# Smoothest riding 18/19 ft bass boat?



## duckone (Mar 31, 2012)

Guys,

I have the urge to buy another fiberglass bass boat.  The urge always seems to hit again about this time of the year.  I’m not going to buy the boat right away but I want to start researching so that I know what I’m looking for when the funds become available.

My budget forces me to consider used boats in the 18/19 foot size class.  My question is for the folks who have experience in bass boats on rough water.  In your opinion, which brand/model of boat gives the smoothest ride in rough water?  Realistically, the majority of my fishing will be on Lanier and Altoona with the occasional trip to West Point and Seminole.

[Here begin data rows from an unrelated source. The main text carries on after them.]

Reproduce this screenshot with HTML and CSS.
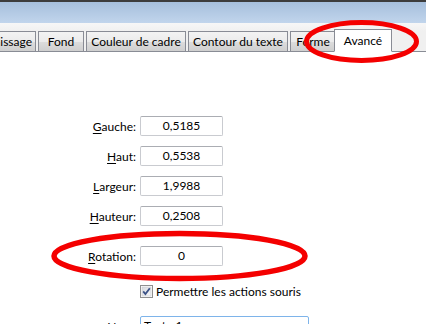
FILE: index.html
```html
<!DOCTYPE html>
<html lang="fr">
<head>
    <meta charset="UTF-8">
    <meta name="viewport" content="width=device-width, initial-scale=1.0">
    <title>Propriétés - Avancé</title>
    <link rel="stylesheet" href="styles.css">
</head>
<body>
    <div class="window">
        <div class="titlebar"></div>
        <div class="tabstrip">
            <div class="tabs">
                <span class="tab tab-first">Remplissage</span>
                <span class="tab tab-short">Fond</span>
                <span class="tab tab-long">Couleur de cadre</span>
                <span class="tab tab-long">Contour du texte</span>
                <span class="tab tab-short">Forme</span>
                <span class="tab active">Avancé</span>
            </div>
        </div>
        <div class="panel">
            <div class="row">
                <label class="label"><u>G</u>auche:</label>
                <div class="input">0,5185</div>
            </div>
            <div class="row">
                <label class="label"><u>H</u>aut:</label>
                <div class="input">0,5538</div>
            </div>
            <div class="row">
                <label class="label"><u>L</u>argeur:</label>
                <div class="input">1,9988</div>
            </div>
            <div class="row">
                <label class="label"><u>H</u>auteur:</label>
                <div class="input">0,2508</div>
            </div>
            <div class="row row-spaced">
                <label class="label"><u>R</u>otation:</label>
                <div class="input">0</div>
            </div>
            <div class="row row-check">
                <span class="label"></span>
                <div class="check">
                    <svg class="checkbox" width="13" height="13" viewBox="0 0 13 13">
                        <defs>
                            <linearGradient id="cb" x1="0" y1="0" x2="1" y2="1">
                                <stop offset="0" stop-color="#d6d9de"/>
                                <stop offset="1" stop-color="#f7f8fa"/>
                            </linearGradient>
                        </defs>
                        <rect x="0.5" y="0.5" width="12" height="12" fill="#fff" stroke="#8e8f8f"/>
                        <rect x="2" y="2" width="9" height="9" fill="url(#cb)" stroke="#c6c8cc" stroke-width="0.6"/>
                        <path d="M3.2 6.4 L5.4 9 L9.8 3.2" fill="none" stroke="#3b5287" stroke-width="1.8"/>
                    </svg>
                    <span>Permettre les actions souris</span>
                </div>
            </div>
            <div class="row row-name">
                <label class="label"><u>N</u>om:</label>
                <div class="input input-wide">Texte 1</div>
            </div>
        </div>
        <svg class="marks" width="426" height="324" viewBox="0 0 426 324">
            <ellipse cx="361.5" cy="41.5" rx="55" ry="19" fill="none" stroke="#f40000" stroke-width="5"/>
            <ellipse cx="179.5" cy="256" rx="125.5" ry="22.5" fill="none" stroke="#f40000" stroke-width="5.5"/>
        </svg>
    </div>
</body>
</html>
```

FILE: styles.css
```css
* {
    margin: 0;
    padding: 0;
    box-sizing: border-box;
}

body {
    font-family: Lato, 'Noto Sans', sans-serif;
    font-size: 12px;
    color: #000;
    background: #fff;
}

.window {
    position: relative;
    width: 426px;
    height: 324px;
    overflow: hidden;
    background: #fff;
}

.titlebar {
    height: 23px;
    border-top: 2px solid #3c3c3c;
    background: linear-gradient(180deg, #a6bfdc, #c1d5ec);
}

.tabstrip {
    height: 29px;
    background: linear-gradient(180deg, #f7f7f7, #f0f0f0 30%);
    border-bottom: 1px solid #898c95;
    display: flex;
    align-items: flex-end;
}

.tabs {
    display: flex;
    align-items: flex-end;
    gap: 2px;
    margin-left: -44px;
    margin-bottom: -1px;
}

.tab {
    height: 21px;
    line-height: 19px;
    text-align: center;
    border: 1px solid #898c95;
    background: linear-gradient(180deg, #f3f3f3 0%, #ebebeb 50%, #dddddd 51%, #cfcfcf 100%);
    white-space: nowrap;
    overflow: hidden;
}

.tab-first {
    width: 80px;
    text-align: right;
    padding-right: 3px;
}

.tab-short {
    width: 46px;
}

.tab-long {
    width: 100px;
}

.tab.active {
    width: 58px;
    height: 23px;
    margin-left: -4px;
    line-height: 21px;
    background: #fff;
    border-bottom-color: #fff;
    position: relative;
}

.panel {
    padding-top: 64px;
}

.row {
    display: flex;
    align-items: center;
    gap: 4px;
    height: 20px;
    margin-top: 10px;
}

.row:first-child {
    margin-top: 0;
}

.row-spaced {
    margin-top: 20px;
}

.row-check {
    height: 14px;
    margin-top: 18px;
}

.row-name {
    margin-top: 18px;
}

.label {
    width: 136px;
    text-align: right;
    flex-shrink: 0;
}

.label u {
    text-underline-offset: 2px;
}

.input {
    width: 83px;
    height: 20px;
    border: 1px solid #c9cbd0;
    border-top-color: #abadb3;
    border-radius: 2px;
    text-align: center;
    line-height: 18px;
    background: #fff;
}

.input-wide {
    width: 169px;
    text-align: left;
    padding-left: 3px;
    border-color: #7eb4ea;
}

.check {
    display: flex;
    align-items: center;
    gap: 3px;
    white-space: nowrap;
}

.checkbox {
    display: block;
}

.marks {
    position: absolute;
    top: 0;
    left: 0;
    pointer-events: none;
}
```
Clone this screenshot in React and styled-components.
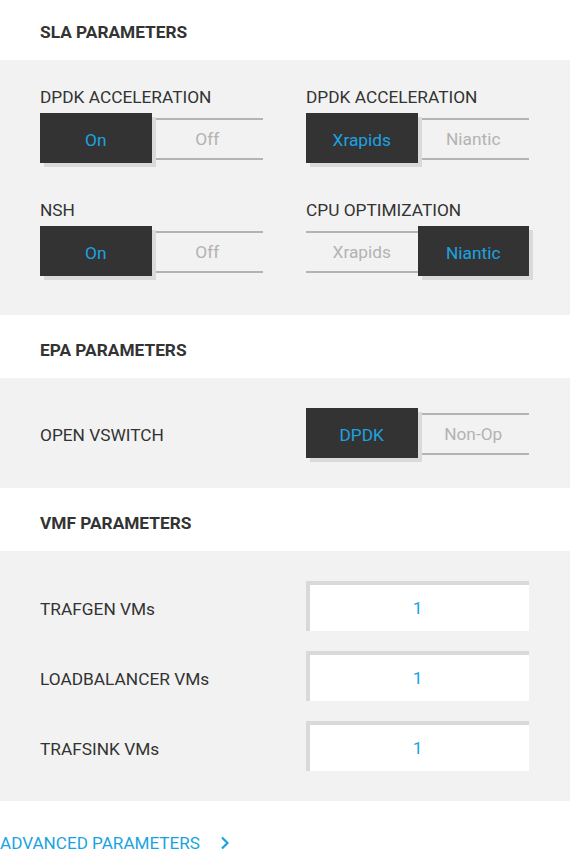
import React from "react";
import styled, { createGlobalStyle } from "styled-components";

const Global = createGlobalStyle`
  html, body { margin: 0; padding: 0; background: #ffffff; }
  body { font-family: Roboto, "Liberation Sans", sans-serif; color: #333333; }
  * { box-sizing: border-box; }
`;

const BLUE = "#1ba3e1";
const FS = "17.3px";

const Page = styled.div`
  width: 570px;
  display: flex;
  flex-direction: column;
`;

const SectionHeader = styled.h2`
  margin: 0;
  height: ${(p) => (p.$first ? "60px" : "63px")};
  padding: ${(p) => (p.$first ? "22px" : "25px")} 40px 0;
  font-size: ${FS};
  line-height: 20px;
  font-weight: 700;
  color: #333333;
  background: #ffffff;
`;

const Panel = styled.div`
  background: #f2f2f2;
  padding: ${(p) => p.$pad};
`;

const ToggleGrid = styled.div`
  display: grid;
  grid-template-columns: 223px 223px;
  column-gap: 43px;
  row-gap: 37px;
`;

const Field = styled.div`
  display: flex;
  flex-direction: column;
  gap: 6px;
`;

const Label = styled.div`
  font-size: ${FS};
  line-height: 20px;
  color: #333333;
  white-space: nowrap;
  padding-top: ${(p) => p.$drop || "0px"};
`;

const Toggle = styled.div`
  width: 223px;
  height: 50px;
  display: grid;
  grid-template-columns: 1fr 1fr;
  align-items: center;
`;

const Option = styled.div`
  display: flex;
  align-items: center;
  justify-content: center;
  font-size: ${FS};
  ${(p) =>
    p.$active
      ? `
    height: 50px;
    padding-top: 3px;
    background: #333333;
    color: ${BLUE};
    box-shadow: 4px 4px 0 #dadada;
    position: relative;
    z-index: 1;
  `
      : `
    height: 42px;
    margin-top: 1px;
    padding-top: 1px;
    border-top: 2px solid #b3b3b3;
    border-bottom: 2px solid #b3b3b3;
    color: #b3b3b3;
  `}
`;

const Row = styled.div`
  display: grid;
  grid-template-columns: 266px 223px;
  align-items: center;
`;

const Rows = styled.div`
  display: flex;
  flex-direction: column;
  gap: 20px;
`;

const NumberBox = styled.div`
  height: 50px;
  width: 223px;
  background: #ffffff;
  border-top: 4px solid #d9d9d9;
  border-left: 4px solid #d9d9d9;
  display: flex;
  align-items: center;
  justify-content: center;
  padding-right: 4px;
  color: ${BLUE};
  font-size: ${FS};
`;

const Footer = styled.a`
  display: flex;
  align-items: center;
  gap: 20px;
  padding-top: 32px;
  color: ${BLUE};
  font-size: 17.1px;
  line-height: 20px;
  text-decoration: none;
`;

function ToggleSwitch({ options, active }) {
  return (
    <Toggle>
      {options.map((o, i) => (
        <Option key={o} $active={i === active}>
          {o}
        </Option>
      ))}
    </Toggle>
  );
}

export default function App() {
  return (
    <Page>
      <Global />
      <SectionHeader $first>SLA PARAMETERS</SectionHeader>
      <Panel $pad="27px 40px 39px">
        <ToggleGrid>
          <Field>
            <Label>DPDK ACCELERATION</Label>
            <ToggleSwitch options={["On", "Off"]} active={0} />
          </Field>
          <Field>
            <Label>DPDK ACCELERATION</Label>
            <ToggleSwitch options={["Xrapids", "Niantic"]} active={0} />
          </Field>
          <Field>
            <Label>NSH</Label>
            <ToggleSwitch options={["On", "Off"]} active={0} />
          </Field>
          <Field>
            <Label>CPU OPTIMIZATION</Label>
            <ToggleSwitch options={["Xrapids", "Niantic"]} active={1} />
          </Field>
        </ToggleGrid>
      </Panel>
      <SectionHeader>EPA PARAMETERS</SectionHeader>
      <Panel $pad="30px 40px">
        <Row>
          <Label $drop="4px">OPEN VSWITCH</Label>
          <ToggleSwitch options={["DPDK", "Non-Op"]} active={0} />
        </Row>
      </Panel>
      <SectionHeader>VMF PARAMETERS</SectionHeader>
      <Panel $pad="30px 40px">
        <Rows>
          {["TRAFGEN VMs", "LOADBALANCER VMs", "TRAFSINK VMs"].map((l) => (
            <Row key={l}>
              <Label $drop="6px">{l}</Label>
              <NumberBox>1</NumberBox>
            </Row>
          ))}
        </Rows>
      </Panel>
      <Footer href="#">
        ADVANCED PARAMETERS
        <svg width="10" height="14" viewBox="0 0 10 14" fill="none">
          <path d="M2 1.5 L7.5 7 L2 12.5" stroke={BLUE} strokeWidth="2.2" />
        </svg>
      </Footer>
    </Page>
  );
}
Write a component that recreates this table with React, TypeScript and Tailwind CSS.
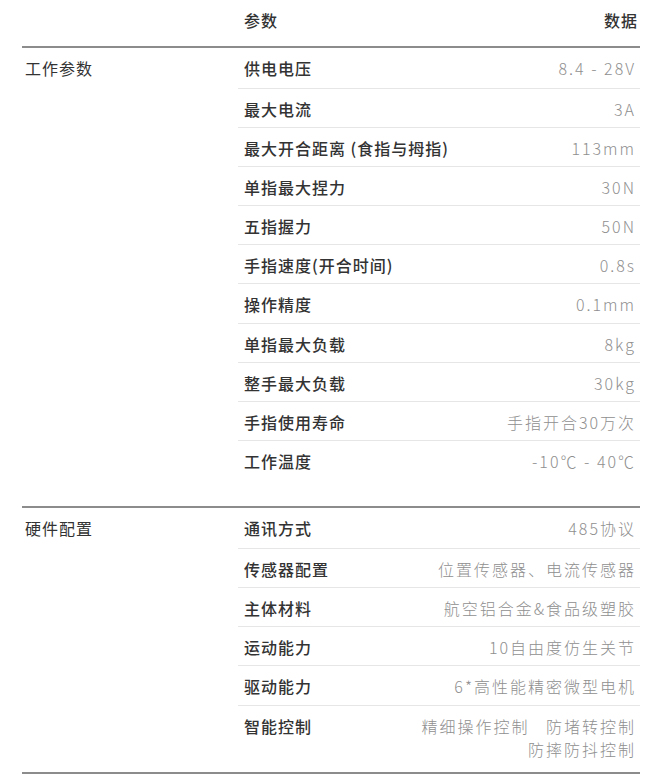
import * as React from 'react';

type Row = { name: string; value: React.ReactNode };

const WORK: Row[] = [
  { name: '供电电压', value: '8.4 - 28V' },
  { name: '最大电流', value: '3A' },
  { name: '最大开合距离 (食指与拇指)', value: '113mm' },
  { name: '单指最大捏力', value: '30N' },
  { name: '五指握力', value: '50N' },
  { name: '手指速度(开合时间)', value: '0.8s' },
  { name: '操作精度', value: '0.1mm' },
  { name: '单指最大负载', value: '8kg' },
  { name: '整手最大负载', value: '30kg' },
  { name: '手指使用寿命', value: '手指开合30万次' },
  { name: '工作温度', value: '-10℃ - 40℃' },
];

const HARDWARE: Row[] = [
  { name: '通讯方式', value: '485协议' },
  { name: '传感器配置', value: '位置传感器、电流传感器' },
  { name: '主体材料', value: '航空铝合金&食品级塑胶' },
  { name: '运动能力', value: '10自由度仿生关节' },
  { name: '驱动能力', value: '6*高性能精密微型电机' },
  {
    name: '智能控制',
    value: (
      <>
        精细操作控制&nbsp;&nbsp;&nbsp;防堵转控制
        <br />
        防摔防抖控制
      </>
    ),
  },
];

function Section({ title, rows, last }: { title: string; rows: Row[]; last?: boolean }) {
  return (
    <div className={`flex border-t-2 border-[#8c8c8c] ${last ? 'border-b-2' : ''}`}>
      <div className="w-[216px] shrink-0 pl-[3px] pt-[9px] text-[16px] leading-[23px] tracking-[1px] text-[#333]">
        {title}
      </div>
      <div className="flex-1">
        {rows.map((r, i) => {
          const isLast = i === rows.length - 1;
          const pad = i === 0 ? 'pt-[8.5px] pb-[8px]' : isLast && last ? 'pt-[9px] pb-[11px]' : 'pt-[9px] pb-[6.2px]';
          return (
            <div
              key={r.name}
              className={`flex items-start justify-between pl-[6px] pr-[4px] text-[16px] leading-[23px] ${pad} ${
                isLast ? '' : 'border-b border-[#e6e6e6]'
              }`}
            >
              <span className="font-medium tracking-[1px] text-[#333]">{r.name}</span>
              <span className="text-right font-light tracking-[2px] text-[#8f8f8f]">{r.value}</span>
            </div>
          );
        })}
      </div>
    </div>
  );
}

export default function App() {
  return (
    <div
      className="min-h-[783px] bg-white pl-[22px] pr-[13px]"
      style={{ fontFamily: '"Noto Sans CJK SC", "Noto Sans", sans-serif' }}
    >
      <div className="flex pt-[9px] pb-[14px] text-[16px] leading-[23px] font-medium tracking-[1px] text-[#333]">
        <div className="w-[216px] shrink-0" />
        <div className="flex flex-1 justify-between pl-[6px] pr-[2px]">
          <span>参数</span>
          <span>数据</span>
        </div>
      </div>
      <Section title="工作参数" rows={WORK} />
      <div className="h-[27px]" />
      <Section title="硬件配置" rows={HARDWARE} last />
    </div>
  );
}
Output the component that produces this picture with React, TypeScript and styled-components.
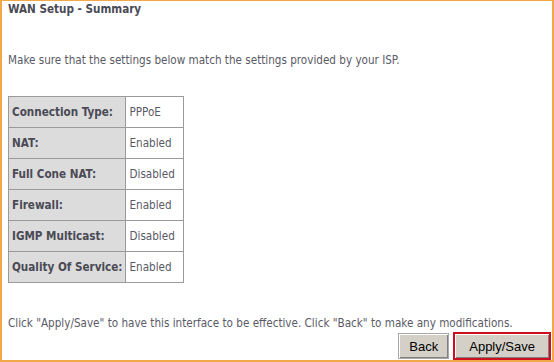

A little history on myself.  I owned a Skeeter SF175SX back in the early ‘90s.  I enjoyed the boat.  It was fast but it was a hard riding boat in wind whipped spring conditions on Lanier.  I was a member of a bass club back in those days and rode in an early 90s Astro that was the smoothest riding bass boat I ever rode in.  I don’t see many of those boats advertised for sale though.  And if I recall correctly there wasn’t an abundance of rod storage in those boats either.  I rode in a great many Ranger boats from the late 80s to the early 90s.  While great all around boats I didn’t find them to be especially good rough water boats.  Speed is nice but the most important criteria in a bass boat at this point in my life are that it be a great fishing platform and smooth riding.

I realize that the perception of a bass boat’s ride can differ from one individual to another.  I’m really just trying to see if there is a general consensus about one or two models that most people would agree are smooth riding.

Thanks for taking the time to offer your observations


----------



## shadow2 (Mar 31, 2012)

I have heard great things about the 19xs from triton.


----------



## PASSBOY (Mar 31, 2012)

I'm really interested to see what the thoughts of other folks on the forum. I have a Ranger R81, can't say much for it, first time out was today and not too windy. The last Ranger I had was awesome compared to the G3 aluminum in rough conditions but not apples to apples. Look farward to see what other folks think. 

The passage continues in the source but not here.